> OBJECTIVE
Collect from the data below each line with "code".

> DATA SHOWN
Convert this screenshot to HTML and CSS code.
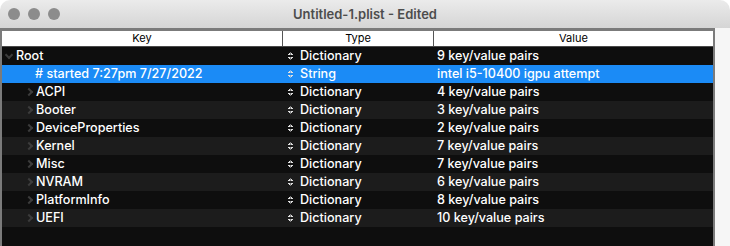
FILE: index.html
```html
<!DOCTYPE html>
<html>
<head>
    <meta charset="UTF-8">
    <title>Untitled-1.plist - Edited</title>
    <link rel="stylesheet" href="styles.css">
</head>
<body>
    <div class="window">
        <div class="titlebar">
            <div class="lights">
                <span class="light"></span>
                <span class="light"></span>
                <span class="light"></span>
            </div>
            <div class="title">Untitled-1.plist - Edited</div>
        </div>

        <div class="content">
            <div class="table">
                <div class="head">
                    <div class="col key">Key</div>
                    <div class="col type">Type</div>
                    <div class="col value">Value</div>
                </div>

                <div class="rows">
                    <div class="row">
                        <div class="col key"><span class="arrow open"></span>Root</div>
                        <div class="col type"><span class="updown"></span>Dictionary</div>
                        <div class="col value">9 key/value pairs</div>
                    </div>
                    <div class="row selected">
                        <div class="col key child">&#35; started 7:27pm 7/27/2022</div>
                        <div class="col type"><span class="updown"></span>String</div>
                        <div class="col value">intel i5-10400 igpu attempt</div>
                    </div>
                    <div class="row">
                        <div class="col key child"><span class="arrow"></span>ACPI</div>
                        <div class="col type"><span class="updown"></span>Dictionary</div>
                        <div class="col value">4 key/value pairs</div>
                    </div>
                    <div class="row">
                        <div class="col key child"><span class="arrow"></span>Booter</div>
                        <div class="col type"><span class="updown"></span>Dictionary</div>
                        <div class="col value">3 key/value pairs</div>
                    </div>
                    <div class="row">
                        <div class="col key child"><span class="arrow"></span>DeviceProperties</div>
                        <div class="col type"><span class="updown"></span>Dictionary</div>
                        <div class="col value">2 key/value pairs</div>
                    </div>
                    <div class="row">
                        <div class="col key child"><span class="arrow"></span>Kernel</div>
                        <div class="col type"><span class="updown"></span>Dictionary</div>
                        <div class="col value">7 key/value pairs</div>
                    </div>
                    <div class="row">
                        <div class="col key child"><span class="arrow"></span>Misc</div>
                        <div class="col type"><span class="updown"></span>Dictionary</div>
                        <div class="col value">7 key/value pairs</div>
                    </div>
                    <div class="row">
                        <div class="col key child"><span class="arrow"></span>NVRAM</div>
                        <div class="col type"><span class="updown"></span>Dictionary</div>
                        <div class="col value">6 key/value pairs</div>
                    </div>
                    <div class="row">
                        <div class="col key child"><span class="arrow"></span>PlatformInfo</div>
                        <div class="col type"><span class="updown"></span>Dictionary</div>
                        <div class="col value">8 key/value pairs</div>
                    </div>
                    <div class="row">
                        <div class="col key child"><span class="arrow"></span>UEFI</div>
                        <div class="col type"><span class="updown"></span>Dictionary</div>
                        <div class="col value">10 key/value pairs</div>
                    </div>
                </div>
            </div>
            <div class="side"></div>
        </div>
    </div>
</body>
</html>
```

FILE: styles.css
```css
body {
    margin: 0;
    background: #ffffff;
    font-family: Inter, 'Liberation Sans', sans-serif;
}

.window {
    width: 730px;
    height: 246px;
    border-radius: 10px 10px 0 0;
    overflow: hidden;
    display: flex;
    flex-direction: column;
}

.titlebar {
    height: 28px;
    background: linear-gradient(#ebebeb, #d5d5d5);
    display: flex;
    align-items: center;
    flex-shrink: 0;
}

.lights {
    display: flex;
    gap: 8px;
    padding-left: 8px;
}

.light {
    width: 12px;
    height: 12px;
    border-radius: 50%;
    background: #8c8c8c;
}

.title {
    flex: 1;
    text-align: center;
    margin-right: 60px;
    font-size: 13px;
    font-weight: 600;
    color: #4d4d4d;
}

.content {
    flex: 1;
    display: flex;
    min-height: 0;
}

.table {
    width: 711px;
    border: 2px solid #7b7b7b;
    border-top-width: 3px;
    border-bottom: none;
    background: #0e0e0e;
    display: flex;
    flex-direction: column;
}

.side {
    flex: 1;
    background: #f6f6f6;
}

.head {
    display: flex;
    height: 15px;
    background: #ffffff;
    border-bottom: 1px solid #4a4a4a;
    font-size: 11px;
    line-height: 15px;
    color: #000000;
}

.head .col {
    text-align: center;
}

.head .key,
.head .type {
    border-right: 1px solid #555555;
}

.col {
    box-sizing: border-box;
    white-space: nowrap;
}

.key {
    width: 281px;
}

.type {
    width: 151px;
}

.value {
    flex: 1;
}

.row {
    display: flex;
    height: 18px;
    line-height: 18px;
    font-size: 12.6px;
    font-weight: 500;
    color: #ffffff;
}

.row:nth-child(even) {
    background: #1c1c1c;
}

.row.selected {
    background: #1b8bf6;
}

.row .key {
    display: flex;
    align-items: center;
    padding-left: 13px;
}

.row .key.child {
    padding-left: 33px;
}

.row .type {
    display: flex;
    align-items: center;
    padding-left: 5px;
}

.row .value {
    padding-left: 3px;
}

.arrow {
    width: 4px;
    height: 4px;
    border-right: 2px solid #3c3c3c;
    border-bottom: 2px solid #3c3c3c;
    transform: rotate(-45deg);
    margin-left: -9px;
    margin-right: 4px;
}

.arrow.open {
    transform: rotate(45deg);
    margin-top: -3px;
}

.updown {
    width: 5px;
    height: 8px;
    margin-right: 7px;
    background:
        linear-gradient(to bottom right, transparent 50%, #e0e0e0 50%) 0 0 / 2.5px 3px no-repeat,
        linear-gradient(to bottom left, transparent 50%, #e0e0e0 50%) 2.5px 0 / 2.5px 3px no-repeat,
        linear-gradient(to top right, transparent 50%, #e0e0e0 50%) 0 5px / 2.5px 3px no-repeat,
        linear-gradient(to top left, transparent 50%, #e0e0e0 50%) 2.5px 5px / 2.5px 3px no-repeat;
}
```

==

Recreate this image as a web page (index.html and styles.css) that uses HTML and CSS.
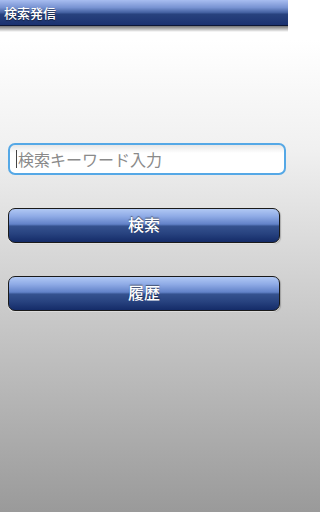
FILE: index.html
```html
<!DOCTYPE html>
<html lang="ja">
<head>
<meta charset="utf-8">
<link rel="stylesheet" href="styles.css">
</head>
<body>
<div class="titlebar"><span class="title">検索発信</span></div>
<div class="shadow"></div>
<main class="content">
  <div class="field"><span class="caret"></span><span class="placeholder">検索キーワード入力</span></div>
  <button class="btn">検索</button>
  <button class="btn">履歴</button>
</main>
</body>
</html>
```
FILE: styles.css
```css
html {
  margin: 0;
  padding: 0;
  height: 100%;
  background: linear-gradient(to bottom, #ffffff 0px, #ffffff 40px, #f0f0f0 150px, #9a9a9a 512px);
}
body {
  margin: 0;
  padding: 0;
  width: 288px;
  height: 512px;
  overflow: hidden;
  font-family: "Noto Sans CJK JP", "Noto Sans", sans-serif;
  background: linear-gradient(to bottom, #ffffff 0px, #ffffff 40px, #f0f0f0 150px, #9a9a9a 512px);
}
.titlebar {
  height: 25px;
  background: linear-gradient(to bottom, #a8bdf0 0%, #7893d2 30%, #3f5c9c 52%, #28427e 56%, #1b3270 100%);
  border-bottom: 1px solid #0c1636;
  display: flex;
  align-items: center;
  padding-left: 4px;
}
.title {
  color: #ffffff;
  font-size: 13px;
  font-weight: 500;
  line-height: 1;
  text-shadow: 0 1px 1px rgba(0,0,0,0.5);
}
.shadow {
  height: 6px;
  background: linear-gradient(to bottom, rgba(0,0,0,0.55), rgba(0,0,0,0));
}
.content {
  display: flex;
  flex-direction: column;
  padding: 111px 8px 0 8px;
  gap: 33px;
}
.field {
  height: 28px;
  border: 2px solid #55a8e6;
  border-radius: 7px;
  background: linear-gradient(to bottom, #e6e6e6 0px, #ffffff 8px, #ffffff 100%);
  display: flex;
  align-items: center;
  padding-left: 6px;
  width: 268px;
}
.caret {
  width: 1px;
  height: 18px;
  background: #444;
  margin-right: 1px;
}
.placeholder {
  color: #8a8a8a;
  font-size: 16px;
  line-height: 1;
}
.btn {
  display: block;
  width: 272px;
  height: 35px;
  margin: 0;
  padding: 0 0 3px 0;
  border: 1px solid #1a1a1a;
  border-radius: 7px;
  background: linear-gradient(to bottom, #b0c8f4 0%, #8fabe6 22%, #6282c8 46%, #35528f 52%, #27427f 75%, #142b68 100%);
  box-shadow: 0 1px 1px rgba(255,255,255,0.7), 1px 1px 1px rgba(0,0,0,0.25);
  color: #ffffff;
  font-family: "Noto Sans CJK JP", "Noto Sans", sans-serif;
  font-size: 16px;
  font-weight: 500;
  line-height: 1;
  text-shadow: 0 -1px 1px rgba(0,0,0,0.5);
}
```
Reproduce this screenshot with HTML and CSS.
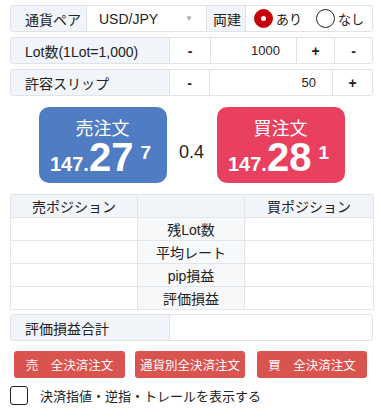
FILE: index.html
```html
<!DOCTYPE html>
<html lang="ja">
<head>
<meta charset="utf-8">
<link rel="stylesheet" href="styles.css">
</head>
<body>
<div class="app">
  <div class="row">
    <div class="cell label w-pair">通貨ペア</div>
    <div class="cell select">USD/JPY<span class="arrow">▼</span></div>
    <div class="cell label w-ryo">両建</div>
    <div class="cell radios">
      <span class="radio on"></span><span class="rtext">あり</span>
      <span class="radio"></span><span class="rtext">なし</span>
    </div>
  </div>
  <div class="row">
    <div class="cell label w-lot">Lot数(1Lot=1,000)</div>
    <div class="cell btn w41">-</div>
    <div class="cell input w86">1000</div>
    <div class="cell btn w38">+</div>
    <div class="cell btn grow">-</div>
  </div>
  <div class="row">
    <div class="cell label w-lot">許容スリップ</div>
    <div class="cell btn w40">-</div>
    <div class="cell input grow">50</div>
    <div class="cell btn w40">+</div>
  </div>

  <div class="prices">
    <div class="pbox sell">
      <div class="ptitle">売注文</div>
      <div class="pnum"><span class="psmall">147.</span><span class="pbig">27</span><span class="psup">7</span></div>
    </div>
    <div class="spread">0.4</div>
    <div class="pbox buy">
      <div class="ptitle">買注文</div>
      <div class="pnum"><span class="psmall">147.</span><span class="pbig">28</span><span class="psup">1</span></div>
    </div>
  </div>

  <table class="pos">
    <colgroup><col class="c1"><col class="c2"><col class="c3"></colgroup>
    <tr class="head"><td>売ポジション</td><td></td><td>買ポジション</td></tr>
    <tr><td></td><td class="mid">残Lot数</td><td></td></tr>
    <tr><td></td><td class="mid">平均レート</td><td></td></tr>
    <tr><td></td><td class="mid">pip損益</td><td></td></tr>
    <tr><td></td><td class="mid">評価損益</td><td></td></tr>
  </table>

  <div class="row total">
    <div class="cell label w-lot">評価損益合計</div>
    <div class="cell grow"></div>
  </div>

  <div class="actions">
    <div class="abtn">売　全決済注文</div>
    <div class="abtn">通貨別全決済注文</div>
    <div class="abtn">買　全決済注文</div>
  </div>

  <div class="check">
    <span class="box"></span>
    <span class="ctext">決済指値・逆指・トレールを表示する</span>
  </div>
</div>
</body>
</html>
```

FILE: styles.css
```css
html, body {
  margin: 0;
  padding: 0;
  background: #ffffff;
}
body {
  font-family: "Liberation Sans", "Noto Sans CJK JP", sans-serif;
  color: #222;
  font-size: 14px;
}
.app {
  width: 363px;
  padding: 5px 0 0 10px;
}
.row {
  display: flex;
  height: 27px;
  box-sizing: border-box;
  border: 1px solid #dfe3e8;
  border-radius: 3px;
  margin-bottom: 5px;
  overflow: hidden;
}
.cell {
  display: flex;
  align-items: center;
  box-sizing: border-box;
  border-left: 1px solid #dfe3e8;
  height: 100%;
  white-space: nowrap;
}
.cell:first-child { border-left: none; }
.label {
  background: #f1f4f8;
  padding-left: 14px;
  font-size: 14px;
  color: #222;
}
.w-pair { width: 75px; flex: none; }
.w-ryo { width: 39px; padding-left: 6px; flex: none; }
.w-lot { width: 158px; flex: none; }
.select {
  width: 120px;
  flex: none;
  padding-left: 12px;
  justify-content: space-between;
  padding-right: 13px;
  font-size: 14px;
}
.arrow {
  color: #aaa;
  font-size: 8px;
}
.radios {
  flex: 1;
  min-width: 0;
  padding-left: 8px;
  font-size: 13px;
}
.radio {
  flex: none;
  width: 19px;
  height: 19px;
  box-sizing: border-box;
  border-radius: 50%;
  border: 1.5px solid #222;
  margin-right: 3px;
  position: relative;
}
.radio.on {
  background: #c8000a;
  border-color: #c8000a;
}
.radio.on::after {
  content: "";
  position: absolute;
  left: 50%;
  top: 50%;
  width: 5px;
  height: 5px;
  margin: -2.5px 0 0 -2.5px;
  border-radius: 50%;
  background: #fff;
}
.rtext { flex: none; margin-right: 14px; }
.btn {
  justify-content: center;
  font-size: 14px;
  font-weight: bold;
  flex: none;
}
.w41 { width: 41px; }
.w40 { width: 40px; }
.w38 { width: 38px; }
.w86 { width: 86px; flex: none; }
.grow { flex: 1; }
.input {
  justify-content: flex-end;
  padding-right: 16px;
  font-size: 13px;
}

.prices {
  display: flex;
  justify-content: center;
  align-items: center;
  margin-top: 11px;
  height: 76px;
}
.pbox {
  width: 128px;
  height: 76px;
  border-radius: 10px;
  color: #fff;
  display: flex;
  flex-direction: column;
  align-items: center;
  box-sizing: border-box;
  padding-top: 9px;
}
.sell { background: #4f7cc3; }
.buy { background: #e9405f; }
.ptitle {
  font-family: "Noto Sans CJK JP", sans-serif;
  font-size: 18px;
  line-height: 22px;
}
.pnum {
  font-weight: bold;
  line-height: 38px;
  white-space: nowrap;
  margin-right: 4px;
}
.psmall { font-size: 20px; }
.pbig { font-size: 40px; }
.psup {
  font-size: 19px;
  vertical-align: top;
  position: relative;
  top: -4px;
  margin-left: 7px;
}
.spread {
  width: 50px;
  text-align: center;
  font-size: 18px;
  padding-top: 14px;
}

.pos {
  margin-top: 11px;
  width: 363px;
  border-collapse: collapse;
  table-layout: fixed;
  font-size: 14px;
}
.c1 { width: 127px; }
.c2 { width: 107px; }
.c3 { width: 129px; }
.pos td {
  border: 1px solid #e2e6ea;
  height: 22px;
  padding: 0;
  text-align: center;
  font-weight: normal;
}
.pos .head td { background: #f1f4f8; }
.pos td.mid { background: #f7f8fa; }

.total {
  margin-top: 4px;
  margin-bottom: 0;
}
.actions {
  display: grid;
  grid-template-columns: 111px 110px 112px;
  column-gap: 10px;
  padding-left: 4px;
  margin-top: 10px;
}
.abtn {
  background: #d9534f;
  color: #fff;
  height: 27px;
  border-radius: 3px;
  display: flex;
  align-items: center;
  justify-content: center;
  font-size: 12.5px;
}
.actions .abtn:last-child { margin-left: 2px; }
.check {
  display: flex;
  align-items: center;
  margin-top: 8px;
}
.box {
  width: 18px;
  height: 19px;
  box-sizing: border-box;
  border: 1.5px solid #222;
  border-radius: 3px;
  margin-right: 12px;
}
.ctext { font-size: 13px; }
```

---

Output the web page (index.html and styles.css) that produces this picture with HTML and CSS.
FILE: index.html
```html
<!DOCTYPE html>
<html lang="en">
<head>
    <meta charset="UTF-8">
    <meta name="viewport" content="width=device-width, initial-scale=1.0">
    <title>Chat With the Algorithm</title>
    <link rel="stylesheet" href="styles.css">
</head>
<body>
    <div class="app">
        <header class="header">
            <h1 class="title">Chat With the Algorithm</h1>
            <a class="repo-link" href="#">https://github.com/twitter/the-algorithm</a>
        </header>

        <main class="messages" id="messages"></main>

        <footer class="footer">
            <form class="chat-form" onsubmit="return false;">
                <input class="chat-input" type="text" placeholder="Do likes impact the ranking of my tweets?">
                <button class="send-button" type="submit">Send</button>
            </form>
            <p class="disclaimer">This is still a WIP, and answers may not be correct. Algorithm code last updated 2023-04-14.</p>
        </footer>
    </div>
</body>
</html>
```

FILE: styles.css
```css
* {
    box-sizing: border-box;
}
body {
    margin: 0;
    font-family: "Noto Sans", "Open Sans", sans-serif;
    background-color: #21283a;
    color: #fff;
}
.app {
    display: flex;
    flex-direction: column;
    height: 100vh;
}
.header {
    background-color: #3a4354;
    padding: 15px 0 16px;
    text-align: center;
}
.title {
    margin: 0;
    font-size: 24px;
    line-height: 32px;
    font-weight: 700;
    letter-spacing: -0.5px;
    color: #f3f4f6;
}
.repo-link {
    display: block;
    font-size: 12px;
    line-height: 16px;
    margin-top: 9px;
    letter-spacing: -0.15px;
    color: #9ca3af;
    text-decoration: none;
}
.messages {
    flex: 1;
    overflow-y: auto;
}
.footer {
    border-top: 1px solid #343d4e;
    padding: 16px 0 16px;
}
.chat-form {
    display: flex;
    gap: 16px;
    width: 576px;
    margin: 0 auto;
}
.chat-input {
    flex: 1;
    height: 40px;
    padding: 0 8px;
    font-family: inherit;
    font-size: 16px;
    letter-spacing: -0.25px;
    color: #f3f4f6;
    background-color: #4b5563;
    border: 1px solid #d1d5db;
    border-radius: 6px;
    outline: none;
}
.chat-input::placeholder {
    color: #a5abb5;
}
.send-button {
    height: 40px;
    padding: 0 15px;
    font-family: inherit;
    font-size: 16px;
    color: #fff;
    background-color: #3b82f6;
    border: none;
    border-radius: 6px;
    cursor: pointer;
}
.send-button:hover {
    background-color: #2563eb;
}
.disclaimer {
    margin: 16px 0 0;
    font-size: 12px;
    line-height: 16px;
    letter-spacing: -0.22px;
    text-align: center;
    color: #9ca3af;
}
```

> ANSWER IN FULL
Convert this screenshot to HTML and CSS code.
            <p class="disclaimer">This is still a WIP, and answers may not be correct. Algorithm code last updated 2023-04-14.</p>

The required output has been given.